In the lines below, how many hold the word "component"? Answer only with the number.

DATA SUPPLIED:
-=-=-

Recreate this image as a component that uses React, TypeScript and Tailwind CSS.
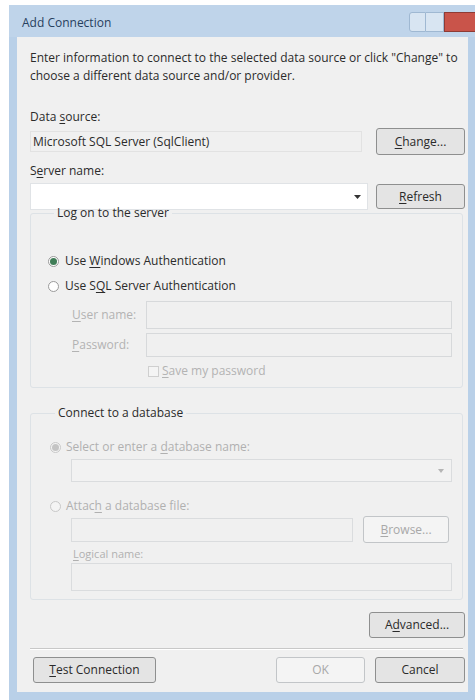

-=-=-

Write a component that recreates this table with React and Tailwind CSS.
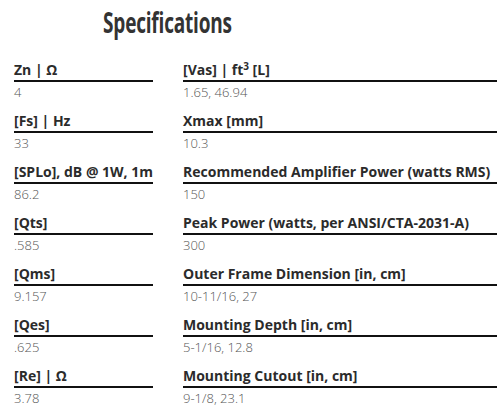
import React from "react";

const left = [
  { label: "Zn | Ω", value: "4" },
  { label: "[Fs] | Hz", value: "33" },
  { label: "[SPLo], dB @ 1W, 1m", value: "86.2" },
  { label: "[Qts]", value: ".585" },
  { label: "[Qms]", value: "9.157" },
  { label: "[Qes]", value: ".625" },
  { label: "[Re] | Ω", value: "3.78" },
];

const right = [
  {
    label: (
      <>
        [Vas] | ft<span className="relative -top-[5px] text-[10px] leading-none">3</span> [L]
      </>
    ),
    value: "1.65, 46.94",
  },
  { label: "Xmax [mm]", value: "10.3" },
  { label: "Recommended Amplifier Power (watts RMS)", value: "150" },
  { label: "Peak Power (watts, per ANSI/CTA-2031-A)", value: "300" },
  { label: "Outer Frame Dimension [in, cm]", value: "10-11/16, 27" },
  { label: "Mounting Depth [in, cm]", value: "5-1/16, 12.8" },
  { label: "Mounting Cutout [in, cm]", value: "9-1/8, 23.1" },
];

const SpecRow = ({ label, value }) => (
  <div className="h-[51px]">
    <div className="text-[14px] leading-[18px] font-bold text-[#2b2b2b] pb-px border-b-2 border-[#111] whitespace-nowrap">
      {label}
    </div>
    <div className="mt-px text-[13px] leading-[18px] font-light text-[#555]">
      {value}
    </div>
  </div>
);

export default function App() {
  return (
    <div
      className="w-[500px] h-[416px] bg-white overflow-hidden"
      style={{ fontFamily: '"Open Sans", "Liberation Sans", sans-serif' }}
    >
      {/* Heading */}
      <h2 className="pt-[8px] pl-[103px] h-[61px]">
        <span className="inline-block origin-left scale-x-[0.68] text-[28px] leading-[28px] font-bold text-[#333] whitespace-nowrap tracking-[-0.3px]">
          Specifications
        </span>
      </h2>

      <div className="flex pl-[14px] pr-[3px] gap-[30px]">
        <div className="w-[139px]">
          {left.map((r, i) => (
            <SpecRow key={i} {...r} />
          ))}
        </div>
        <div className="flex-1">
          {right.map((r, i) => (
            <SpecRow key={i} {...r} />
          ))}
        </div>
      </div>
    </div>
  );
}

-=-=-

SOLUTION FOR THIS TASK:
2